Нет, отправляться в 1882-й год категорически не советую! Если уж путешествовать по Оби, то лучше в 1892-м. Транссиб еще не построили, но уже вовсю ходили новые комфортабельные пароходы. А как их встречали в Томске! На Воскресенской горке о прибытии каждого возвещал поднятый флаг, а по гудкам томичи запросто различали и сами суда. Кстати, очень рекомендую местную гостиницу «Еропейская» на улице Магистратской. Расположена в самом центре города в трехэтажном кирпичном особняке и оборудована по последнему слову техники XIX века. Даже телефон есть, правда, не помню, с какого именно года.

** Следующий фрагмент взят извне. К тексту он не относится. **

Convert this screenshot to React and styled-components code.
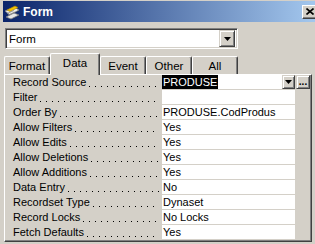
import React from 'react'
import styled, { createGlobalStyle } from 'styled-components'

const GlobalStyle = createGlobalStyle`
  html, body {
    margin: 0;
    padding: 0;
  }
  body {
    width: 315px;
    height: 244px;
    overflow: hidden;
    background: #d4d0c8;
    font-family: 'Liberation Sans', Arial, sans-serif;
    font-size: 11px;
    color: #000;
  }
`

const Window = styled.div`
  width: 320px;
  height: 244px;
  box-sizing: border-box;
  padding: 1px 0 0 3px;
  background: #d4d0c8;
  display: flex;
  flex-direction: column;
`

const TitleBar = styled.div`
  height: 21px;
  display: flex;
  align-items: center;
  gap: 3px;
  padding-left: 1px;
  background: linear-gradient(to right, #0a246a, #a6caf0);
`

const TitleText = styled.span`
  color: #fff;
  font-weight: bold;
  font-size: 12px;
`

const CloseButton = styled.div`
  margin-left: auto;
  margin-right: 2px;
  width: 16px;
  height: 14px;
  box-sizing: border-box;
  background: #d4d0c8;
  border: 1px solid;
  border-color: #fff #404040 #404040 #fff;
  box-shadow: inset -1px -1px #808080;
  display: flex;
  align-items: center;
  justify-content: center;
`

const Combo = styled.div`
  margin: 6px 0 0 2px;
  width: 233px;
  height: 21px;
  box-sizing: border-box;
  background: #fff;
  border: 1px solid;
  border-color: #808080 #fff #fff #808080;
  box-shadow: inset 1px 1px #404040, inset -1px -1px #d4d0c8;
  display: flex;
  align-items: center;
  padding: 2px 2px 2px 3px;
  font-size: 11.5px;
`

const ComboText = styled.span`
  flex: 1;
`

const DropButton = styled.div`
  width: ${p => p.$w || 16}px;
  height: ${p => p.$h || 17}px;
  box-sizing: border-box;
  background: #d4d0c8;
  border: 1px solid;
  border-color: #d4d0c8 #404040 #404040 #d4d0c8;
  box-shadow: inset 1px 1px #fff, inset -1px -1px #808080;
  display: flex;
  align-items: center;
  justify-content: center;
  font-weight: bold;
  font-size: 10px;
  line-height: 1;
  flex-shrink: 0;
`

const TabRow = styled.div`
  margin: 4px 0 0 1px;
  height: 21px;
  display: flex;
  align-items: flex-end;
  position: relative;
  z-index: 1;
`

const Tab = styled.div`
  width: ${p => p.$w}px;
  height: ${p => (p.$active ? 22 : 18)}px;
  margin-bottom: ${p => (p.$active ? -1 : 0)}px;
  box-sizing: border-box;
  background: #d4d0c8;
  border-top: 1px solid #fff;
  border-left: 1px solid #fff;
  border-right: 1px solid #404040;
  border-radius: 2px 2px 0 0;
  box-shadow: inset -1px 0 #808080;
  display: flex;
  justify-content: center;
  padding-top: 3px;
  font-size: 11.5px;
  line-height: 12px;
`

const Panel = styled.div`
  margin-left: 1px;
  width: 308px;
  box-sizing: border-box;
  border-top: 1px solid #fff;
  border-left: 1px solid #fff;
  border-right: 1px solid #404040;
  border-bottom: 1px solid #404040;
  box-shadow: inset -1px -1px #808080;
  padding-bottom: 1px;
`

const Row = styled.div`
  display: grid;
  grid-template-columns: 157px 133px 1fr;
  height: 15px;
`

const Label = styled.div`
  display: flex;
  padding: 0 3px 0 8px;
  height: 15px;
  line-height: 15px;
  white-space: nowrap;
  overflow: hidden;
`

const Leader = styled.span`
  flex: 1;
  margin-left: 3px;
  background-image: linear-gradient(to right, #000 1px, transparent 1px);
  background-size: 6px 1px;
  background-repeat: repeat-x;
  background-position: 0 11px;
`

const Value = styled.div`
  height: 14px;
  background: #fff;
  border-bottom: 1px solid #d4d0c8;
  padding-left: 1px;
  line-height: 14px;
  white-space: nowrap;
  display: flex;
  align-items: center;
`

const Selected = styled.span`
  background: #000;
  color: #fff;
  height: 14px;
  line-height: 14px;
  margin-left: -1px;
  padding: 0 1px;
`

const Extra = styled.div`
  display: flex;
  padding-left: 1px;
`

const Arrow = () => (
  <svg width="7" height="4" viewBox="0 0 7 4">
    <path d="M0 0h7L3.5 4z" fill="#000" />
  </svg>
)

const FormIcon = () => (
  <svg width="16" height="16" viewBox="0 0 16 16">
    <path d="M1 7l9-4 5 3-9 5z" fill="#f0f0f0" stroke="#7a7a7a" strokeWidth="0.8" />
    <path d="M2 13l8-4 5 2-8 4z" fill="#e8e8e8" stroke="#7a7a7a" strokeWidth="0.8" />
    <path d="M3 6l8-4 3 1.5-8 4z" fill="#f5c400" stroke="#a07800" strokeWidth="0.6" />
    <path d="M3 9.5l7-3M4 11l7-3" stroke="#8a8a8a" strokeWidth="0.8" />
  </svg>
)

const props = [
  ['Record Source', 'PRODUSE'],
  ['Filter', ''],
  ['Order By', 'PRODUSE.CodProdus'],
  ['Allow Filters', 'Yes'],
  ['Allow Edits', 'Yes'],
  ['Allow Deletions', 'Yes'],
  ['Allow Additions', 'Yes'],
  ['Data Entry', 'No'],
  ['Recordset Type', 'Dynaset'],
  ['Record Locks', 'No Locks'],
  ['Fetch Defaults', 'Yes'],
]

const tabs = [
  ['Format', 46],
  ['Data', 50],
  ['Event', 46],
  ['Other', 46],
  ['All', 46],
]

export default function App() {
  return (
    <>
      <GlobalStyle />
      <Window>
        <TitleBar>
          <FormIcon />
          <TitleText>Form</TitleText>
          <CloseButton>
            <svg width="8" height="7" viewBox="0 0 8 7">
              <path d="M0.5 0.5l7 6M7.5 0.5l-7 6" stroke="#000" strokeWidth="1.6" />
            </svg>
          </CloseButton>
        </TitleBar>
        <Combo>
          <ComboText>Form</ComboText>
          <DropButton>
            <Arrow />
          </DropButton>
        </Combo>
        <TabRow>
          {tabs.map(([name, w]) => (
            <Tab key={name} $w={w} $active={name === 'Data'}>
              {name}
            </Tab>
          ))}
        </TabRow>
        <Panel>
          {props.map(([name, value], i) => (
            <Row key={name}>
              <Label>
                {name}
                <Leader />
              </Label>
              {i === 0 ? (
                <Value>
                  <Selected>{value}</Selected>
                  <span style={{ flex: 1 }} />
                  <DropButton $w={13} $h={14}>
                    <Arrow />
                  </DropButton>
                </Value>
              ) : (
                <Value>{value}</Value>
              )}
              {i === 0 ? (
                <Extra>
                  <DropButton $w={14} $h={14}>...</DropButton>
                </Extra>
              ) : (
                <div />
              )}
            </Row>
          ))}
        </Panel>
      </Window>
    </>
  )
}
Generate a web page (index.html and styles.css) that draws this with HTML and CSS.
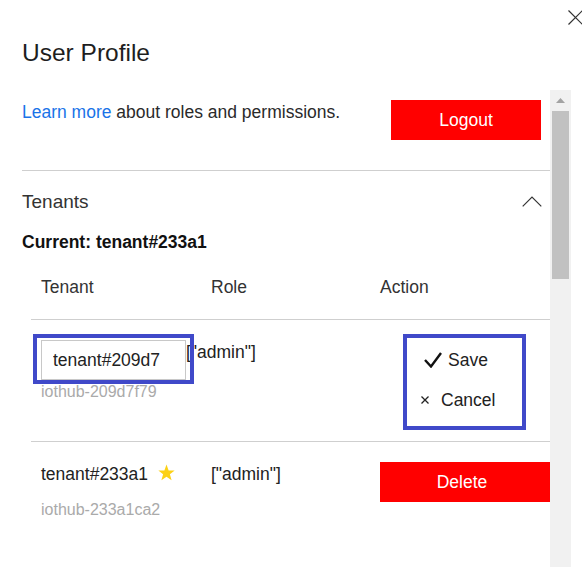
FILE: index.html
```html
<!DOCTYPE html>
<html lang="en">
<head>
<meta charset="utf-8">
<title>User Profile</title>
<link rel="stylesheet" href="styles.css">
</head>
<body>
<div class="dialog">
  <header class="dlg-head">
    <h1 class="title">User Profile</h1>
    <button class="close" aria-label="Close">
      <svg width="15" height="15" viewBox="0 0 15 15"><path d="M0.5 0.5 L14.5 14.5 M14.5 0.5 L0.5 14.5" stroke="#333" stroke-width="1.2" fill="none"/></svg>
    </button>
  </header>
  <div class="dlg-body">
    <div class="scroll-content">
      <div class="intro">
        <p class="intro-text"><a class="link" href="#">Learn more</a> about roles and permissions.</p>
        <button class="btn-red btn-logout">Logout</button>
      </div>
      <section class="tenants">
        <div class="sec-head">
          <h2 class="sec-title">Tenants</h2>
          <svg class="chevron" width="20" height="11" viewBox="0 0 20 11"><path d="M0.7 10.3 L10 1 L19.3 10.3" stroke="#333" stroke-width="1.2" fill="none"/></svg>
        </div>
        <p class="current">Current: tenant#233a1</p>
        <div class="table">
          <div class="row row-head">
            <div class="cell">Tenant</div>
            <div class="cell">Role</div>
            <div class="cell">Action</div>
          </div>
          <div class="row row-edit">
            <div class="cell cell-tenant-edit">
              <span class="input-wrap">
                <input class="tenant-input" type="text" value="tenant#209d7">
                <span class="focus-ring"></span>
              </span>
              <div class="hub hub-edit">iothub-209d7f79</div>
            </div>
            <div class="cell cell-role-edit">["admin"]</div>
            <div class="cell cell-action-edit">
              <div class="action-box">
                <div class="act-item act-save">
                  <svg class="ico-check" width="18" height="16" viewBox="0 0 18 16"><path d="M1 8 L7 14.5 L17 1" stroke="#111" stroke-width="2.4" fill="none"/></svg>
                  <span>Save</span>
                </div>
                <div class="act-item act-cancel">
                  <svg class="ico-x" width="8" height="8" viewBox="0 0 8 8"><path d="M0.5 0.5 L7.5 7.5 M7.5 0.5 L0.5 7.5" stroke="#222" stroke-width="1.3" fill="none"/></svg>
                  <span>Cancel</span>
                </div>
              </div>
            </div>
          </div>
          <div class="row row-last">
            <div class="cell">
              <div class="tenant-name">tenant#233a1<svg class="star" width="17" height="17" viewBox="0 0 24 24"><path d="M12 0.8 L15 9 L23.5 9.2 L16.8 14.5 L19.2 23 L12 18.1 L4.8 23 L7.2 14.5 L0.5 9.2 L9 9 Z" fill="#fcd116"/></svg></div>
              <div class="hub hub-row">iothub-233a1ca2</div>
            </div>
            <div class="cell">["admin"]</div>
            <div class="cell cell-action">
              <button class="btn-red btn-delete">Delete</button>
            </div>
          </div>
        </div>
      </section>
    </div>
    <div class="scrollbar">
      <div class="sb-up"><svg width="9" height="5" viewBox="0 0 9 5"><path d="M0 5 L4.5 0 L9 5 Z" fill="#a3a3a3"/></svg></div>
      <div class="sb-thumb"></div>
    </div>
  </div>
</div>
</body>
</html>
```
FILE: styles.css
```css
* { box-sizing: border-box; }
html, body { margin: 0; padding: 0; background: #fff; }
body {
  font-family: "Liberation Sans", Arial, sans-serif;
  color: #222;
  font-size: 17.5px;
}
.dialog {
  width: 582px;
  height: 567px;
  overflow: hidden;
  background: #fff;
}
.dlg-head {
  height: 90px;
  display: flex;
  justify-content: space-between;
  align-items: flex-start;
  padding-left: 22px;
}
.title {
  margin: 0;
  padding-top: 38.5px;
  font-size: 24.5px;
  line-height: 28px;
  font-weight: normal;
  color: #1e1e1e;
}
.close {
  margin: 10px -1px 0 0;
  padding: 0;
  border: 0;
  background: none;
  width: 15px;
  height: 15px;
  display: block;
}
.close svg { display: block; }
.dlg-body {
  display: flex;
  height: 477px;
}
.scroll-content {
  width: 550px;
  padding-left: 22px;
  overflow: hidden;
}
.intro {
  display: flex;
  justify-content: space-between;
  align-items: flex-start;
  padding: 10px 9px 30px 0;
  border-bottom: 1px solid #cfcfcf;
}
.intro-text {
  margin: 0;
  padding-top: 2px;
  line-height: 20px;
  color: #2a2a2a;
}
.link { color: #1a73e8; text-decoration: none; }
.btn-red {
  background: #ff0000;
  color: #fff;
  border: 0;
  font-family: inherit;
  font-size: 17.5px;
  height: 40px;
  padding: 0;
  display: block;
}
.btn-logout { width: 150px; }
.sec-head {
  display: flex;
  justify-content: space-between;
  align-items: center;
  padding-top: 20px;
}
.sec-title {
  margin: 0;
  font-size: 19px;
  line-height: 22px;
  font-weight: normal;
  color: #333;
}
.chevron { display: block; margin-right: 8px; margin-top: -2px; }
.current {
  margin: 19px 0 0;
  font-weight: bold;
  line-height: 20px;
  color: #111;
}
.table {
  margin: 3px 0 0 9px;
  width: 519px;
}
.row {
  display: grid;
  grid-template-columns: 170px 169px 180px;
  border-bottom: 1px solid #cfcfcf;
}
.row-last { border-bottom: 0; }
.cell {
  padding: 20px 0 0 10px;
  line-height: 24px;
  color: #222;
}
.row-head .cell { padding-bottom: 20px; color: #333; }
.row-edit { grid-template-columns: 155px 184px 180px; }
.cell-role-edit { padding-left: 0; }
.input-wrap {
  position: relative;
  display: block;
  width: 145px;
  height: 40px;
}
.tenant-input {
  display: block;
  width: 145px;
  height: 40px;
  border: 1px solid #c8c8c8;
  padding: 0 0 0 11px;
  font-family: inherit;
  font-size: 17.5px;
  color: #222;
  background: #fff;
  outline: none;
}
.focus-ring {
  position: absolute;
  top: -6px;
  left: -8px;
  right: -8px;
  bottom: -4px;
  border: 4px solid #4049c9;
  pointer-events: none;
}
.hub {
  font-size: 16px;
  line-height: 18px;
  color: #aaa;
}
.hub-edit { margin-top: 3px; }
.hub-row { margin-top: 15px; }
.cell-action-edit { padding-top: 14px; padding-bottom: 11px; }
.action-box {
  margin-left: 23px;
  width: 123px;
  border: 4px solid #4049c9;
  padding: 10px 0 14px;
}
.act-item {
  display: flex;
  align-items: center;
  line-height: 24px;
  color: #222;
}
.act-cancel { margin-top: 16px; }
.ico-check { display: block; margin: 0 6px 0 17px; }
.ico-x { display: block; margin: 0 12px 0 14px; }
.tenant-name { display: flex; align-items: center; }
.star { display: block; margin-left: 10px; margin-top: -4px; }
.btn-delete { width: 170px; padding-right: 6px; }
.cell-action { padding-bottom: 20px; }
.scrollbar {
  width: 21px;
  background: #f1f1f1;
  display: flex;
  flex-direction: column;
  align-items: center;
}
.sb-up {
  height: 20px;
  width: 21px;
  display: flex;
  align-items: center;
  justify-content: center;
}
.sb-up svg { display: block; }
.sb-thumb {
  margin-top: 1px;
  width: 17px;
  height: 168px;
  background: #c1c1c1;
}
```
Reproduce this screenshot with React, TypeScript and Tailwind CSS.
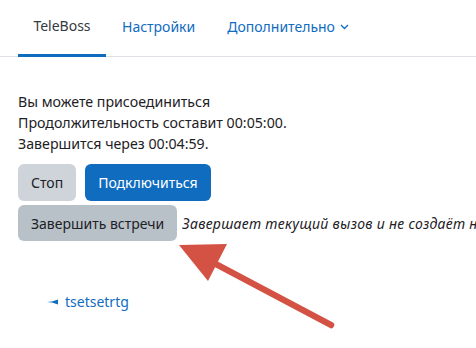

Но мой вам совет! В полной мере наслаждаться путешествием на пароходе лучше в 1912 году: паровое отопление, электрическое освещение и даже электрические вентиляторы, разгонявшие лопастями дневной жар. Прямо в каюте стоял умывальник, и стол со свежими на момент отплытия газетами и журналами, и даже пианино на случай, если заскучавшему пассажиру вздумается помузицировать. Имелись для публики первого класса на пароходе и отдельные ванные комнаты с душем. А уж какой буфет работал с рассвета до полуночи! Первоклассный буфет. Гордость речной компании Евдокии Ивановны Мельниковой, самой известной в России женщины-пароходовладелицы. Правда, и цены там были по карману лишь весьма обеспеченной публике. Кстати говоря, не стоит пользоваться микрофинансовыми услугами ростовщиков. Дерут по 10-12% в месяц, а залог могут и не отдать. Очень мутная публика!
Знаете что?
Совершите лучше добрый поступок – спасите жизнь человеку. В последних числах сентября 1897 года, где-то между Семипалатинском и Павлодаром, пароход тянул по Иртышу баржу. Около посёлка Лебяжьего та ударилась о берег, последствием чего стало падение с неё деревянного сортира, державшегося на железных крючьях. К своему несчастью внутри сортира находился в это время крестьянин Вятской губернии Кирилл Черных, который при падении погиб. Более нелепой смерти – предстать перед Господом со спущенными портками – я и не припомню.
Спасите бедолагу! Пусть лучше штаны отстирывает.